The Tech scene has been on the brim over this past week both locally and regionally. Locally, Telecel’s long awaited mobile money service Telecash was finally launched but the launch may have been overshadowed by the short lived EcoCash Droid app created by the Gedion Moyo’s – at least here on Techzim.
Internationally, Lenovo’s purchase Motorola from Google was the biggest headline because it signals an end to Googles short lived experiment (22 months) as a smartphone maker and also signals Lenovo’s ambition in the smartphone space. According to the breaking article in the Wall Street Journal, Google was struggling to command a strong position in the smartphone business with just 1% of the market share. Selling Motorola at a loss may also indicate that Google was keen to dispose this part of their business myriad. Google had bought Motorola Mobility for $12.5 billion in May 2012 and they have sold it for $2.9 billion to Lenovo. Although Google still retains the majority of Motorola’s patents, there is no doubt that Lenovo is the winner in this deal.

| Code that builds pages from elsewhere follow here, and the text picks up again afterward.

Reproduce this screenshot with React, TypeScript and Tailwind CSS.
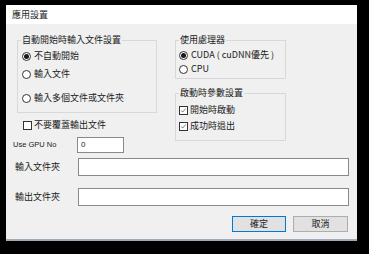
import type { ReactNode } from 'react'

const cjk = "font-['Noto_Sans_CJK_TC','Noto_Sans_CJK_SC',sans-serif]"

function Radio({ checked, children }: { checked?: boolean; children: ReactNode }) {
  return (
    <div className="flex h-[12px] items-center gap-[3px]">
      <span className="flex h-[9px] w-[9px] items-center justify-center rounded-full border border-[#333] bg-white">
        {checked && <span className="h-[5px] w-[5px] rounded-full bg-[#1a1a1a]" />}
      </span>
      <span className="leading-[12px]">{children}</span>
    </div>
  )
}

function Check({ checked, children }: { checked?: boolean; children: ReactNode }) {
  return (
    <div className="flex h-[12px] items-center gap-[2px]">
      <span className="flex h-[9px] w-[9px] items-center justify-center border border-[#333] bg-white">
        {checked && (
          <svg viewBox="0 0 9 9" className="h-[9px] w-[9px]">
            <path d="M1.5 4.4 L3.5 6.5 L7.5 1.8" fill="none" stroke="#333" strokeWidth="0.8" />
          </svg>
        )}
      </span>
      <span className="leading-[12px]">{children}</span>
    </div>
  )
}

function Group({ title, className, children }: { title: string; className: string; children: ReactNode }) {
  return (
    <fieldset className={`border border-[#d8d8d8] pl-[3px] ${className}`}>
      <legend className="px-[1px] leading-[12px]">{title}</legend>
      {children}
    </fieldset>
  )
}

export default function App() {
  return (
    <div className={`h-[254px] w-[369px] bg-black pl-[6px] pt-[5px] text-[9px] text-[#1a1a1a] ${cjk}`}>
      <div className="flex h-[236px] w-[351px] flex-col border-b-2 border-[#9fabb8]">
        <div className="flex h-[19px] items-center bg-white pl-[6px]">應用設置</div>
        <div className="flex flex-1 flex-col bg-[#f0f0f0] pl-[7px] pr-[8px] pt-[10px]">
          <div className="flex">
            <div className="flex w-[162px] flex-col">
              <Group title="自動開始時輸入文件設置" className="ml-[4px] h-[79px] w-[140px]">
                <div className="mt-[4px] flex flex-col pl-[1px]">
                  <Radio checked>不自動開始</Radio>
                  <div className="mt-[6px]">
                    <Radio>輸入文件</Radio>
                  </div>
                  <div className="mt-[12px]">
                    <Radio>輸入多個文件或文件夾</Radio>
                  </div>
                </div>
              </Group>
              <div className="ml-[10px] mt-[6px]">
                <Check>不要覆蓋輸出文件</Check>
              </div>
              <div className="mt-[6px] flex items-center">
                <span className="w-[64px] font-['Liberation_Sans',sans-serif] text-[7.5px]">Use GPU No</span>
                <div className="flex h-[16px] w-[47px] items-center border border-[#8a8a8a] bg-white pl-[3px] font-['Liberation_Sans',sans-serif] text-[8px]">
                  0
                </div>
              </div>
            </div>
            <div className="flex flex-col">
              <Group title="使用處理器" className="h-[45px] w-[111px]">
                <div className="mt-[3px] flex flex-col gap-[2px]">
                  <Radio checked>CUDA ( cuDNN優先 )</Radio>
                  <Radio>CPU</Radio>
                </div>
              </Group>
              <Group title="啟動時參數設置" className="mt-[8px] h-[54px] w-[111px]">
                <div className="mt-[5px] flex flex-col gap-[4px]">
                  <Check checked>開始時啟動</Check>
                  <Check checked>成功時退出</Check>
                </div>
              </Group>
            </div>
          </div>
          <div className="mt-[5px] flex items-center">
            <span className="w-[65px] pl-[2px]">輸入文件夾</span>
            <div className="h-[18px] flex-1 border border-[#8a8a8a] bg-white" />
          </div>
          <div className="mt-[12px] flex items-center">
            <span className="w-[65px] pl-[2px]">輸出文件夾</span>
            <div className="h-[18px] flex-1 border border-[#8a8a8a] bg-white" />
          </div>
          <div className="mt-[10px] flex justify-end gap-[7px] pr-[1px]">
            <button type="button" className="flex h-[16px] w-[54px] items-center justify-center border border-[#0078d7] bg-[#e1e1e1]">
              確定
            </button>
            <button type="button" className="flex h-[16px] w-[55px] items-center justify-center border border-[#adadad] bg-[#e1e1e1]">
              取消
            </button>
          </div>
        </div>
      </div>
    </div>
  )
}
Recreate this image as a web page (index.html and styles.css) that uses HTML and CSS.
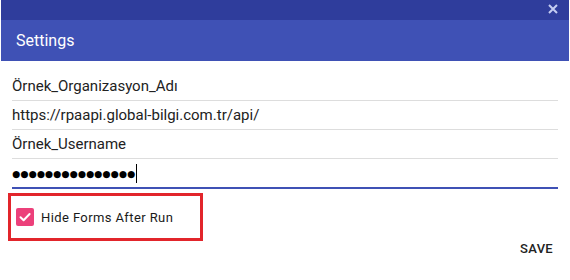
FILE: index.html
```html
<!DOCTYPE html>
<html lang="en">
<head>
  <meta charset="UTF-8">
  <meta name="viewport" content="width=device-width, initial-scale=1.0">
  <title>Settings</title>
  <link rel="stylesheet" href="styles.css">
</head>
<body>

<div class="dialog">
  <div class="top-bar">
    <svg class="close" width="10" height="10" viewBox="0 0 10 10">
      <path d="M1 1 L9 9 M9 1 L1 9" stroke="#c5cdf2" stroke-width="2"/>
    </svg>
  </div>
  <div class="title-bar">Settings</div>

  <div class="fields">
    <div class="field">Örnek_Organizasyon_Adı</div>
    <div class="field">https://rpaapi.global-bilgi.com.tr/api/</div>
    <div class="field">Örnek_Username</div>
    <div class="field active">
      <span class="dots">●●●●●●●●●●●●●●●</span><span class="caret"></span>
    </div>
  </div>

  <div class="option-box">
    <span class="checkbox">
      <svg width="18" height="18" viewBox="0 0 18 18">
        <path d="M4.5 9.2 L7.6 12.2 L13.6 6" fill="none" stroke="#fff" stroke-width="2" stroke-linecap="round" stroke-linejoin="round"/>
      </svg>
    </span>
    <span class="option-label">Hide Forms After Run</span>
  </div>

  <div class="actions">
    <button class="btn">SAVE</button>
  </div>
</div>

</body>
</html>
```

FILE: styles.css
```css
body {
  margin: 0;
  background-color: #fff;
  font-family: Roboto, "Liberation Sans", sans-serif;
}
.dialog {
  width: 568px;
  margin: 0 1px;
}
.top-bar {
  height: 20px;
  background-color: #2f3d9c;
  display: flex;
  justify-content: flex-end;
  align-items: center;
}
.close {
  margin-right: 11px;
  margin-bottom: 3px;
}
.title-bar {
  height: 41px;
  background-color: #3f51b5;
  color: #fff;
  font-size: 16px;
  display: flex;
  align-items: center;
  padding-left: 15px;
}
.fields {
  margin-top: 11px;
  padding: 0 11px 0 11px;
}
.field {
  height: 28px;
  border-bottom: 1px solid #ddd;
  font-size: 15px;
  color: #222;
  display: flex;
  align-items: center;
}
.field.active {
  height: 28px;
  border-bottom: 2px solid #3f51b5;
}
.dots {
  font-family: "DejaVu Sans", sans-serif;
  font-size: 9.3px;
  letter-spacing: 0.1px;
  color: #000;
}
.caret {
  display: inline-block;
  width: 1px;
  height: 19px;
  background-color: #000;
  margin-left: 1px;
}
.option-box {
  width: 184px;
  height: 42px;
  margin: 4px 0 0 7px;
  border: 3px solid #e2252b;
  display: flex;
  align-items: center;
  padding-left: 5px;
}
.checkbox {
  width: 18px;
  height: 18px;
  border-radius: 2px;
  background-color: #ec407a;
  display: flex;
}
.option-label {
  margin-left: 7px;
  font-size: 13px;
  font-weight: 400;
  letter-spacing: 0.4px;
  color: #1a1a1a;
}
.actions {
  display: flex;
  justify-content: flex-end;
  padding-right: 8px;
  margin-top: -3px;
}
.btn {
  background: none;
  border: none;
  font-family: Roboto, sans-serif;
  font-size: 13px;
  font-weight: 500;
  color: #222;
  letter-spacing: 0.3px;
  padding: 0 8px;
  height: 20px;
}
```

The Wall Street Journal reports that Lenovo’s purchase will purchase of Motorola will move it from fifth to third after Apple and Samsung in the smartphone market. Lenovo is already the leading PC maker thanks to it’s purchase of IBM’s PC business in 2005.
Meanwhile, Google’s main search competitor, Yahoo announced that there was an attempt to mass hack Yahoo Mail. This is still a developing story and the incident is serious enough that Yahoo had to reset user passwords on affected accounts.
Closer to home, an uneasy storm is brewing in South Africa as the Independent Communications Authority of South Africa (Icasa) introduces new termination fee regulations that favor small players like Cell C and Telkom. Techcentral reports that due to the new asymmetry measures, Vodacom and MTN will pay R44c/minute to carry calls from their networks to Cell C and other smaller operators. The smaller operators will pay 20c/minute to terminate calls on MTN and Vodacom.
MTN and Vodacom share prices fell when these new regulations were announced. Icasa says the move will help smaller players develop infrastructure and reduce retail prices.
Still in South Africa, Instant Messaging app (now platform?) WeChat has been in a promotional drive to sign up users in South Africa. The Chinese instant messaging app partly owned by South African Nespers has been running a promotion were people who sign up to the app and follow radio stations like Metro FM and 5FM on WeChat can stand to chance to will cash prices between R1,000 to R25,000 (R200,000 total in one week). The Radio stations will then randomly call live on air any of the new WeChat account holders following them and announce that they have won the cash price. The total amount won is set by raffle.
WeChat is currently doing another promotion in the US were users are being asked to refer their Google contacts to WeChat and those with 5 successful referrals will be rewarded with a $25 gift card from Restaurant.com.
Clearly WeChat is in an aggressive drive to expand in every region and it will be interesting to see if rivals like Whatsapp will respond.